** TASK DETAILS **
Every line below is to be copied exactly, with the pictures left out.

** DATA EXCERPT **
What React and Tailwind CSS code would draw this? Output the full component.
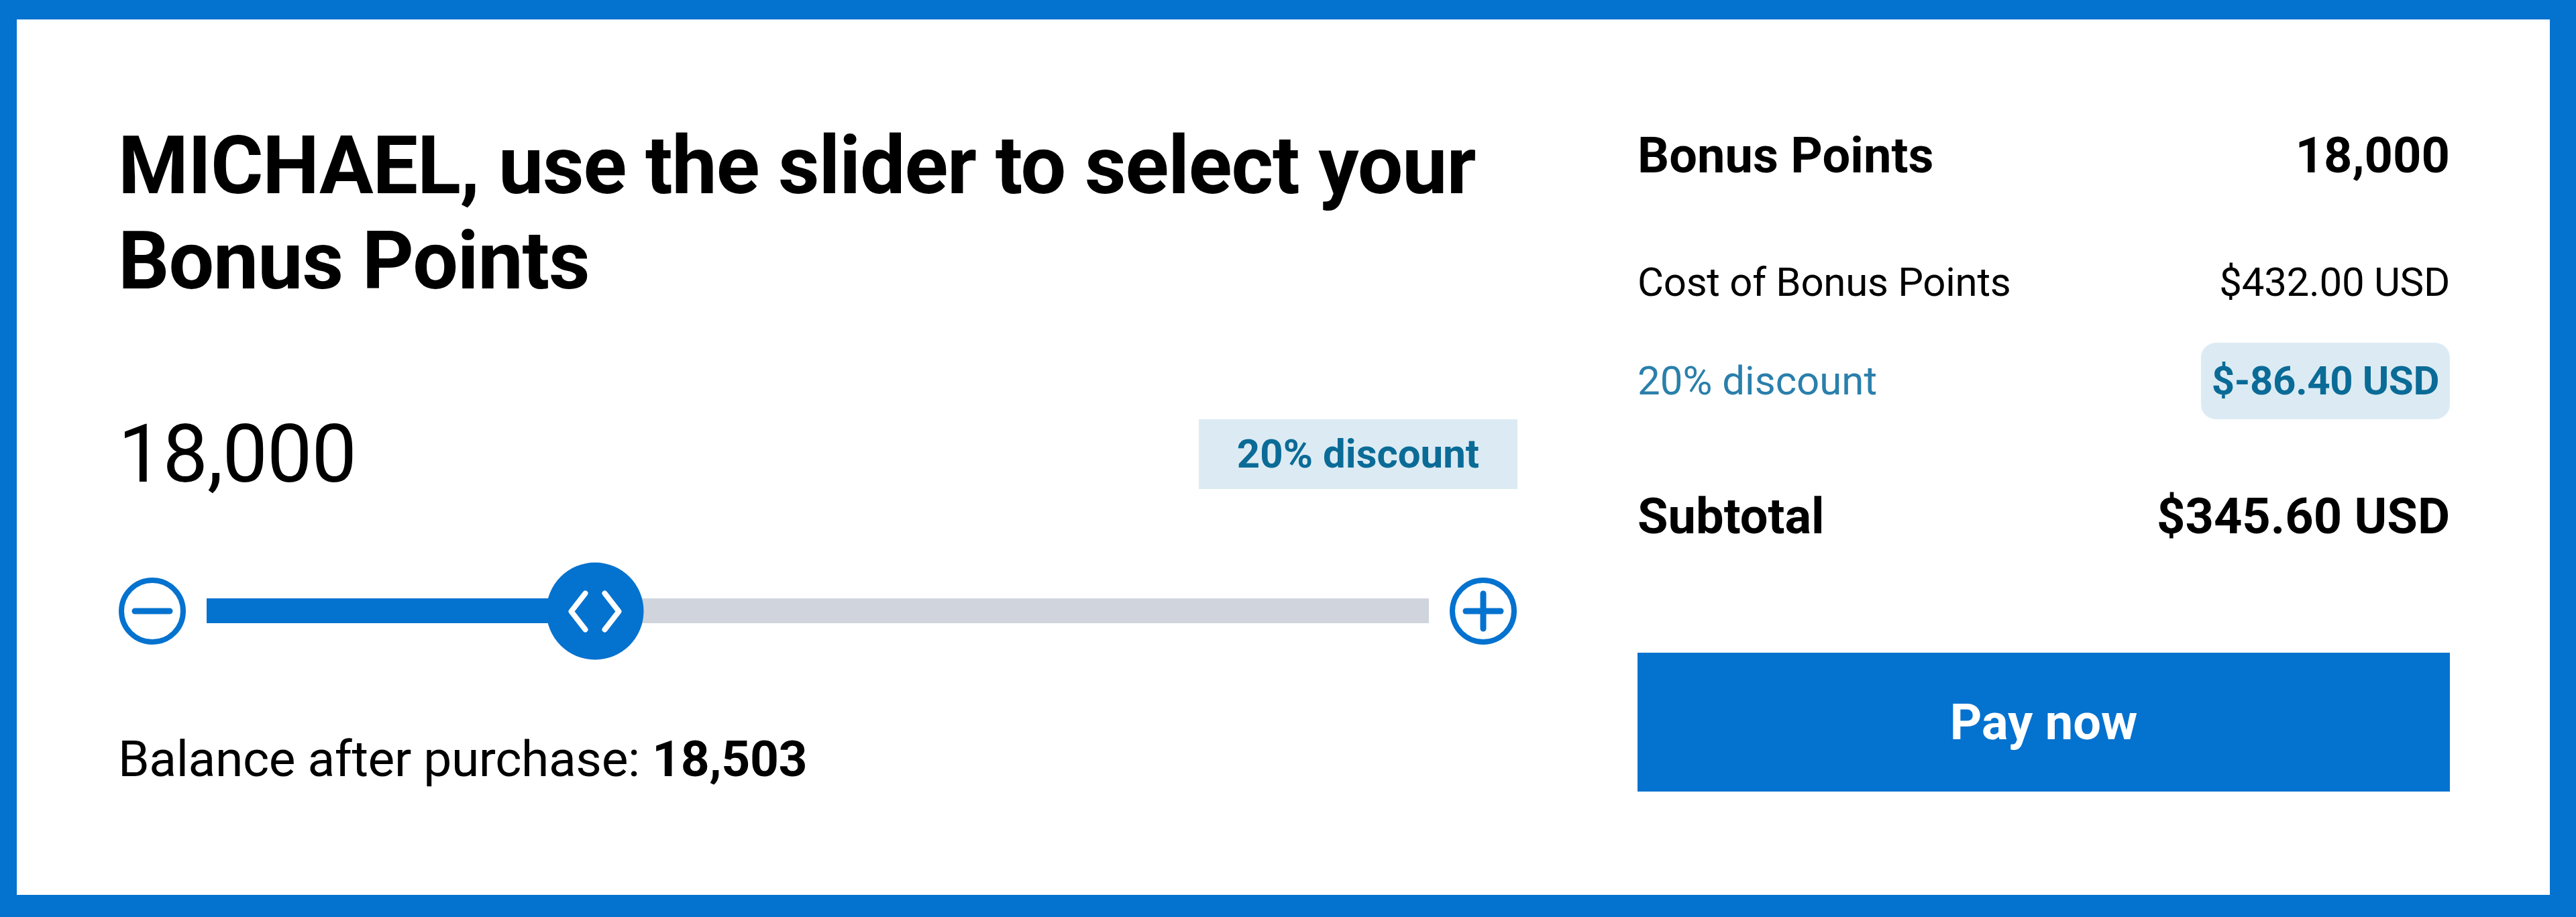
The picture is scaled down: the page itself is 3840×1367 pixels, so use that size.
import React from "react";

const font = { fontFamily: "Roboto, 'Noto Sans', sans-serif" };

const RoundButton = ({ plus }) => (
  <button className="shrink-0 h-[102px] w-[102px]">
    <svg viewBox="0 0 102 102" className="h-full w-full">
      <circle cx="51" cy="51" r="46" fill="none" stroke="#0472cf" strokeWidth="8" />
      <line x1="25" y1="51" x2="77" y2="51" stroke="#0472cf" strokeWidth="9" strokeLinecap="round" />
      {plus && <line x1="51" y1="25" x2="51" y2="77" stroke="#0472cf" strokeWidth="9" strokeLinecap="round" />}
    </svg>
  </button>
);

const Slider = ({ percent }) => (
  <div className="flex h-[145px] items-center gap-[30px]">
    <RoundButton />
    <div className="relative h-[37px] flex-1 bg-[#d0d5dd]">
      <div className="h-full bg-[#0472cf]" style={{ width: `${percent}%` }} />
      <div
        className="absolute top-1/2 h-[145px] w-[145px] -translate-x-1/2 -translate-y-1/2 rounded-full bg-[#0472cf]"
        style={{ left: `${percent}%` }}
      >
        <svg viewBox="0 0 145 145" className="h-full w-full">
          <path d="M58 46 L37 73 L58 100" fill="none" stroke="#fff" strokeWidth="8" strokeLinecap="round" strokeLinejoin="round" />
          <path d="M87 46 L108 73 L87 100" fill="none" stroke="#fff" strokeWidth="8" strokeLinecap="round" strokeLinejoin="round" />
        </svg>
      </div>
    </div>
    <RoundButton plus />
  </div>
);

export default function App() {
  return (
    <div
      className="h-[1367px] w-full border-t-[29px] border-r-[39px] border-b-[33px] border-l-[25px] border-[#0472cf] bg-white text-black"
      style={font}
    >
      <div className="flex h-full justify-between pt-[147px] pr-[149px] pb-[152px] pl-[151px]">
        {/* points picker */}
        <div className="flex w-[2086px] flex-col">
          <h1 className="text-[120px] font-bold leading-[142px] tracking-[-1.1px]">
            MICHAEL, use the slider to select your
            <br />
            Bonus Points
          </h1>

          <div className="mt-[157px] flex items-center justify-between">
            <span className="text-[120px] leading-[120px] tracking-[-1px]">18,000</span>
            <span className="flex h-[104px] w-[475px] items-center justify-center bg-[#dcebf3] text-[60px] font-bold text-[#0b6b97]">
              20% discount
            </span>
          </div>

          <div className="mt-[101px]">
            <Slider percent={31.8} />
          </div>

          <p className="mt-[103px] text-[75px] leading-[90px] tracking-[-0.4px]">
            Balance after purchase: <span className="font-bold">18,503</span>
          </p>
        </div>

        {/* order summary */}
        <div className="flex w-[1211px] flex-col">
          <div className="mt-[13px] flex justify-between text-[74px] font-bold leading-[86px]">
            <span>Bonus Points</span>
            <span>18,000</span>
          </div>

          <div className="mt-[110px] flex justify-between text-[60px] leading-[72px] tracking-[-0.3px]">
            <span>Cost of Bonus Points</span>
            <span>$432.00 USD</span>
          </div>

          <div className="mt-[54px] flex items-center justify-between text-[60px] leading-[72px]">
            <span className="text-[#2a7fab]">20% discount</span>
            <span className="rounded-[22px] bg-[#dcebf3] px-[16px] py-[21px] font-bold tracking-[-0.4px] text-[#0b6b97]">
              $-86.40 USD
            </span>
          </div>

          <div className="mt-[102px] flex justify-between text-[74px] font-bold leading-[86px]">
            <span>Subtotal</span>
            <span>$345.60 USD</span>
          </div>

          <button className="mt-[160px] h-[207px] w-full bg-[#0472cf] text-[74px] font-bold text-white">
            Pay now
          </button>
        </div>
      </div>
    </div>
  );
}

** EXERCISE ANSWER **
What React and Tailwind CSS code would draw this? Output the full component.
The picture is scaled down: the page itself is 3840×1367 pixels, so use that size.
import React from "react";

const font = { fontFamily: "Roboto, 'Noto Sans', sans-serif" };

const RoundButton = ({ plus }) => (
  <button className="shrink-0 h-[102px] w-[102px]">
    <svg viewBox="0 0 102 102" className="h-full w-full">
      <circle cx="51" cy="51" r="46" fill="none" stroke="#0472cf" strokeWidth="8" />
      <line x1="25" y1="51" x2="77" y2="51" stroke="#0472cf" strokeWidth="9" strokeLinecap="round" />
      {plus && <line x1="51" y1="25" x2="51" y2="77" stroke="#0472cf" strokeWidth="9" strokeLinecap="round" />}
    </svg>
  </button>
);

const Slider = ({ percent }) => (
  <div className="flex h-[145px] items-center gap-[30px]">
    <RoundButton />
    <div className="relative h-[37px] flex-1 bg-[#d0d5dd]">
      <div className="h-full bg-[#0472cf]" style={{ width: `${percent}%` }} />
      <div
        className="absolute top-1/2 h-[145px] w-[145px] -translate-x-1/2 -translate-y-1/2 rounded-full bg-[#0472cf]"
        style={{ left: `${percent}%` }}
      >
        <svg viewBox="0 0 145 145" className="h-full w-full">
          <path d="M58 46 L37 73 L58 100" fill="none" stroke="#fff" strokeWidth="8" strokeLinecap="round" strokeLinejoin="round" />
          <path d="M87 46 L108 73 L87 100" fill="none" stroke="#fff" strokeWidth="8" strokeLinecap="round" strokeLinejoin="round" />
        </svg>
      </div>
    </div>
    <RoundButton plus />
  </div>
);

export default function App() {
  return (
    <div
      className="h-[1367px] w-full border-t-[29px] border-r-[39px] border-b-[33px] border-l-[25px] border-[#0472cf] bg-white text-black"
      style={font}
    >
      <div className="flex h-full justify-between pt-[147px] pr-[149px] pb-[152px] pl-[151px]">
        {/* points picker */}
        <div className="flex w-[2086px] flex-col">
          <h1 className="text-[120px] font-bold leading-[142px] tracking-[-1.1px]">
            MICHAEL, use the slider to select your
            <br />
            Bonus Points
          </h1>

          <div className="mt-[157px] flex items-center justify-between">
            <span className="text-[120px] leading-[120px] tracking-[-1px]">18,000</span>
            <span className="flex h-[104px] w-[475px] items-center justify-center bg-[#dcebf3] text-[60px] font-bold text-[#0b6b97]">
              20% discount
            </span>
          </div>

          <div className="mt-[101px]">
            <Slider percent={31.8} />
          </div>

          <p className="mt-[103px] text-[75px] leading-[90px] tracking-[-0.4px]">
            Balance after purchase: <span className="font-bold">18,503</span>
          </p>
        </div>

        {/* order summary */}
        <div className="flex w-[1211px] flex-col">
          <div className="mt-[13px] flex justify-between text-[74px] font-bold leading-[86px]">
            <span>Bonus Points</span>
            <span>18,000</span>
          </div>

          <div className="mt-[110px] flex justify-between text-[60px] leading-[72px] tracking-[-0.3px]">
            <span>Cost of Bonus Points</span>
            <span>$432.00 USD</span>
          </div>

          <div className="mt-[54px] flex items-center justify-between text-[60px] leading-[72px]">
            <span className="text-[#2a7fab]">20% discount</span>
            <span className="rounded-[22px] bg-[#dcebf3] px-[16px] py-[21px] font-bold tracking-[-0.4px] text-[#0b6b97]">
              $-86.40 USD
            </span>
          </div>

          <div className="mt-[102px] flex justify-between text-[74px] font-bold leading-[86px]">
            <span>Subtotal</span>
            <span>$345.60 USD</span>
          </div>

          <button className="mt-[160px] h-[207px] w-full bg-[#0472cf] text-[74px] font-bold text-white">
            Pay now
          </button>
        </div>
      </div>
    </div>
  );
}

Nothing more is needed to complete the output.